Agenda yang disusun rapi untuk menghadapi pemikiran yang menyimpang adalah di antara program-program penting Imam Musa Kazhim as. Pada zaman itu, pemikiran anti-ketuhanan dan ideologi yang menyimpang menjamur di berbagai tempat. Dengan berbagai argumentasi logis, Imam Musa Kazhim as menghadapi pemikiran-pemikiran yang menyimpang dan menjelaskan ajaran yang benar, kepada masyarakat. Aktivitas intelektual dan ilmiah Imam Musa as dilakukan di tengah tekanan kondisi politik saat itu. Dengan penuh kesabaran, Imam Musa as berhasil mempertahankan ajaran-ajaran Islam yang sebenarnya.

Dalam sejarah disebutkan, lebih dari 200 perawi hadis dan pemikir saat itu berguru kepada Imam Musa Kazhim as. Imam Musa benar-benar berupaya meningkatkan intelektualitas masyarakat saat itu. Beliau juga menganjurkan masyarakat supaya menimba ilmu dari sumber yang terpercaya dan meningkatkan keilmuan mereka sehingga tidak terjebak dalam makar orang-orang yang berpikiran batil.

Dinasti Abbasiah juga menyadari bahwa keberadaan Imam Musa as di tengah masyarakat akan melemahkan tonggak-tonggak pemerintah yang lalim. Untuk Itu, Harun al-Rasyid, penguasa lalim saat itu memenjarakan Imam Musa as dalam kurun waktu yang cukup lama. Namun ketabahan Imam Musa as yang dipenjara selama bertahun-tahun tak membuat pengaruhnya di tengah masyarakat berkurang.

Mengakhiri pembahasan tentang Imam Musa Kazhim as, akan sangat lengkap dengan mengutip perkataan mutiara darinya. Beliau berkata, "Selama mempunyai rasa takut atas dosa, menjalankan amanat dan menerapkan kebenaran, penghuni bumi akan mendapat rahmat Allah Swt."

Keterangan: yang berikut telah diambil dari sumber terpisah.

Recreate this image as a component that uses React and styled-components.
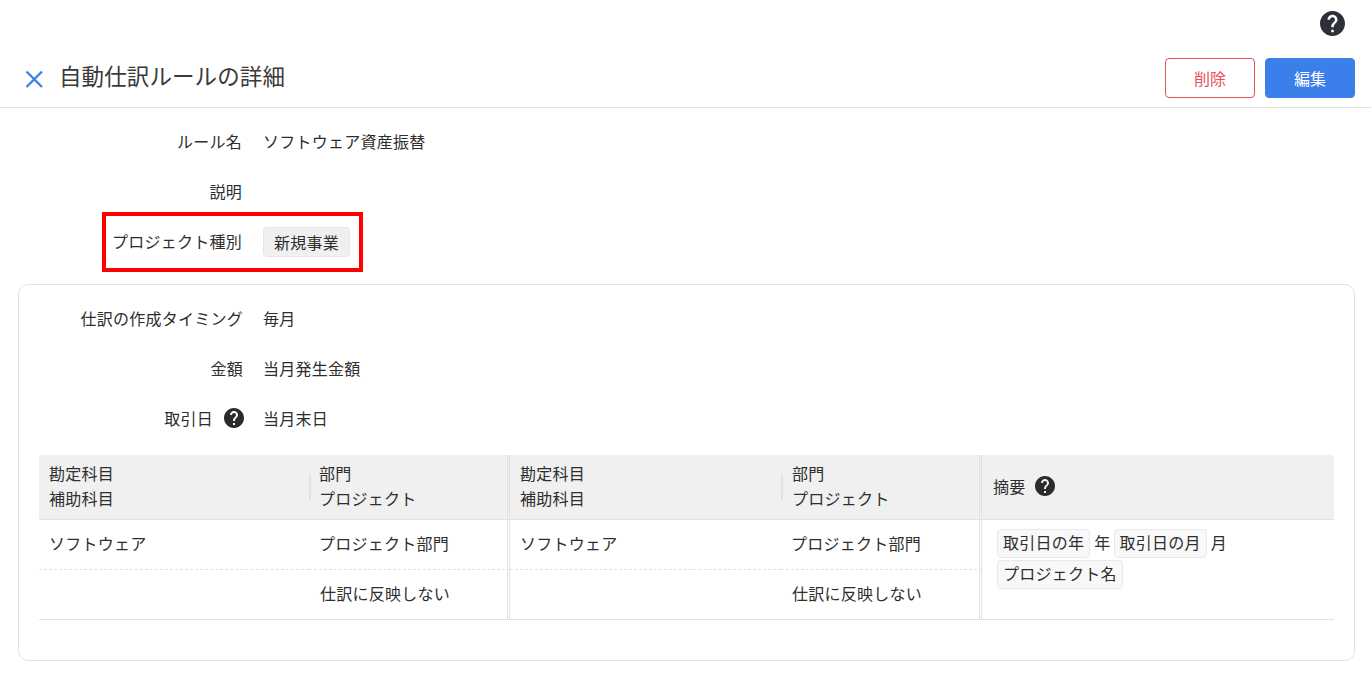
import styled, { createGlobalStyle } from 'styled-components';

const GlobalStyle = createGlobalStyle`
  html, body {
    margin: 0;
    padding: 0;
    background: #fff;
  }
  body {
    font-family: "Noto Sans CJK JP", "Noto Sans", sans-serif;
    font-size: 16px;
    letter-spacing: 0.25px;
    color: #2e2e2e;
  }
  * {
    box-sizing: border-box;
  }
`;

const Page = styled.div`
  width: 1371px;
  height: 679px;
  overflow: hidden;
`;

const TopBar = styled.div`
  display: flex;
  justify-content: flex-end;
  height: 48px;
  padding: 11px 26px 0 0;
`;

const Header = styled.header`
  display: flex;
  align-items: center;
  height: 60px;
  padding: 0 16px 0 24px;
  border-bottom: 1px solid #e2e2e2;
`;

const CloseButton = styled.button`
  display: flex;
  width: 20px;
  height: 20px;
  padding: 0;
  margin: 3px 15px 0 0;
  background: none;
  border: none;
`;

const Title = styled.h1`
  flex: 1;
  margin: 0 0 5px;
  font-size: 22.5px;
  font-weight: 400;
  letter-spacing: 0.1px;
  line-height: 32px;
  color: #3a3a3a;
`;

const Actions = styled.div`
  display: flex;
  gap: 10px;
  margin-top: 1px;
`;

const Button = styled.button`
  width: 90px;
  height: 40px;
  border-radius: 4px;
  border: 1px solid ${(props) => (props.$danger ? '#e8505b' : '#3b7feb')};
  background: ${(props) => (props.$danger ? '#fff' : '#3b7feb')};
  color: ${(props) => (props.$danger ? '#e8505b' : '#fff')};
  font: inherit;
  letter-spacing: 0;
`;

const Summary = styled.section`
  padding-top: 8px;
`;

const Row = styled.div`
  position: relative;
  display: flex;
  align-items: center;
  gap: ${(props) => (props.$inCard ? '20px' : '21px')};
  height: 50px;
`;

const Label = styled.div`
  display: flex;
  align-items: center;
  justify-content: flex-end;
  gap: 11px;
  width: ${(props) => (props.$inCard ? '204px' : '242px')};
  white-space: nowrap;
`;

const LabelHelp = styled.span`
  display: block;
  margin-right: -1px;
`;

const Tag = styled.span`
  display: inline-flex;
  align-items: center;
  height: 30px;
  margin-top: 1px;
  padding: 0 10px;
  border: 1px solid #e6e6e6;
  border-radius: 4px;
  background: #f0f0f0;
  white-space: nowrap;
`;

const Highlight = styled.div`
  position: absolute;
  left: 102px;
  top: -4px;
  width: 261px;
  height: 60px;
  border: 4px solid #ff0000;
  pointer-events: none;
`;

const Card = styled.section`
  height: 377px;
  margin: 18px 16px 0 18px;
  padding: 8px 20px 0;
  border: 1px solid #e2e2e2;
  border-radius: 10px;
`;

const Table = styled.div`
  display: grid;
  grid-template-columns: 270px 201px 271px 201px 1fr;
  margin-top: 12px;
  border-bottom: 1px solid #e2e2e2;
`;

const HeadCell = styled.div`
  position: relative;
  display: flex;
  flex-direction: column;
  justify-content: center;
  height: 65px;
  padding: 0 0 2px ${(props) => props.$pad || '10px'};
  background: #f0f0f0;
  border-bottom: 1px solid #e2e2e2;
  border-right: ${(props) => (props.$end ? '3px double #e2e2e2' : 'none')};
  line-height: 25px;
  white-space: nowrap;
  ${(props) => props.$first && 'border-top-left-radius: 4px;'}
  ${(props) => props.$last && 'border-top-right-radius: 4px;'}
`;

const Divider = styled.span`
  position: absolute;
  left: 0;
  top: 19px;
  width: 2px;
  height: 26px;
  background: #e2e2e2;
`;

const InlineHead = styled.div`
  display: flex;
  align-items: center;
  gap: 9px;
`;

const BodyCell = styled.div`
  display: flex;
  align-items: center;
  height: ${(props) => (props.$dashed ? '50px' : '49px')};
  padding: 0 0 4px ${(props) => props.$pad || '10px'};
  border-bottom: ${(props) => (props.$dashed ? '1px dashed #e2e2e2' : 'none')};
  border-right: ${(props) => (props.$end ? '3px double #e2e2e2' : 'none')};
  white-space: nowrap;
`;

const SummaryCell = styled.div`
  grid-column: 5;
  grid-row: 2 / span 2;
  display: flex;
  flex-wrap: wrap;
  align-content: flex-start;
  align-items: center;
  gap: 1px 0;
  padding: 9px 20px 0 15px;
`;

const Token = styled.span`
  display: inline-flex;
  align-items: center;
  height: 29px;
  padding: 0 5px 4px;
  border: 1px solid #e9e9e9;
  border-radius: 4px;
  background: #f8f8f8;
  white-space: nowrap;
`;

const Plain = styled.span`
  padding: 0 3px 3px 4px;
`;

const Break = styled.span`
  flex-basis: 100%;
  height: 0;
`;

const HelpIcon = ({ size = 20, color = '#2b2b2b' }) => (
  <svg width={size} height={size} viewBox="2 2 20 20" style={{ flex: 'none', display: 'block' }}>
    <path
      fill={color}
      d="M12 2C6.48 2 2 6.48 2 12s4.48 10 10 10 10-4.48 10-10S17.52 2 12 2zm1 17h-2v-2h2v2zm2.07-7.75l-.9.92C13.45 12.9 13 13.5 13 15h-2v-.5c0-1.1.45-2.1 1.17-2.83l1.24-1.26c.37-.36.59-.86.59-1.41 0-1.1-.9-2-2-2s-2 .9-2 2H8c0-2.21 1.79-4 4-4s4 1.79 4 4c0 .88-.36 1.68-.93 2.25z"
    />
  </svg>
);

const App = () => (
  <Page>
    <GlobalStyle />
    <TopBar>
      <HelpIcon size={25} color="#2d3038" />
    </TopBar>
    <Header>
      <CloseButton aria-label="close">
        <svg width="20" height="20" viewBox="0 0 20 20">
          <path d="M2.5 2.5 L18 18 M18 2.5 L2.5 18" stroke="#3b7feb" strokeWidth="2.3" fill="none" />
        </svg>
      </CloseButton>
      <Title>自動仕訳ルールの詳細</Title>
      <Actions>
        <Button $danger>削除</Button>
        <Button>編集</Button>
      </Actions>
    </Header>
    <Summary>
      <Row>
        <Label>ルール名</Label>
        <div>ソフトウェア資産振替</div>
      </Row>
      <Row>
        <Label>説明</Label>
      </Row>
      <Row>
        <Label>プロジェクト種別</Label>
        <Tag>新規事業</Tag>
        <Highlight />
      </Row>
    </Summary>
    <Card>
      <Row $inCard>
        <Label $inCard>仕訳の作成タイミング</Label>
        <div>毎月</div>
      </Row>
      <Row $inCard>
        <Label $inCard>金額</Label>
        <div>当月発生金額</div>
      </Row>
      <Row $inCard>
        <Label $inCard>
          取引日
          <LabelHelp>
            <HelpIcon />
          </LabelHelp>
        </Label>
        <div>当月末日</div>
      </Row>
      <Table>
        <HeadCell $first>
          <span>勘定科目</span>
          <span>補助科目</span>
        </HeadCell>
        <HeadCell $end>
          <Divider />
          <span>部門</span>
          <span>プロジェクト</span>
        </HeadCell>
        <HeadCell>
          <span>勘定科目</span>
          <span>補助科目</span>
        </HeadCell>
        <HeadCell $end $pad="11px">
          <Divider />
          <span>部門</span>
          <span>プロジェクト</span>
        </HeadCell>
        <HeadCell $last $pad="11px">
          <InlineHead>
            摘要
            <HelpIcon />
          </InlineHead>
        </HeadCell>

        <BodyCell $dashed>ソフトウェア</BodyCell>
        <BodyCell $dashed $end>プロジェクト部門</BodyCell>
        <BodyCell $dashed>ソフトウェア</BodyCell>
        <BodyCell $dashed $end>プロジェクト部門</BodyCell>
        <SummaryCell>
          <Token>取引日の年</Token>
          <Plain>年</Plain>
          <Token>取引日の月</Token>
          <Plain>月</Plain>
          <Break />
          <Token>プロジェクト名</Token>
        </SummaryCell>

        <BodyCell />
        <BodyCell $end $pad="11px">仕訳に反映しない</BodyCell>
        <BodyCell />
        <BodyCell $end $pad="11px">仕訳に反映しない</BodyCell>
      </Table>
    </Card>
  </Page>
);

export default App;
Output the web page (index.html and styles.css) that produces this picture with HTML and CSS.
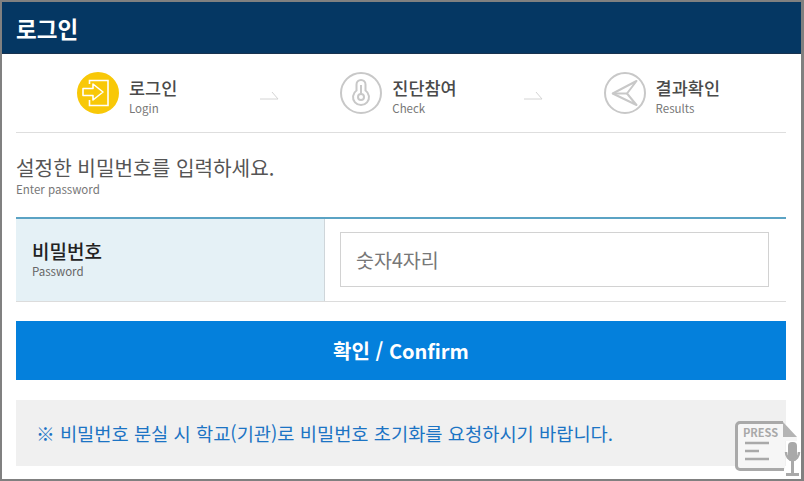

Imam Musa juga berkata, "Amanat dan kejujuran mendatangkan rezeki, sedangkan pengkhianatan dan kebohongan menyebabkan kemiskinan."

Dalam perkataan mutiara lainnya, Imam Musa as berkata, "Barangsiapa yang menahan marah kepada masyarakat akan dilindungi Allah Swt dari siksaan di Hari Kiamat."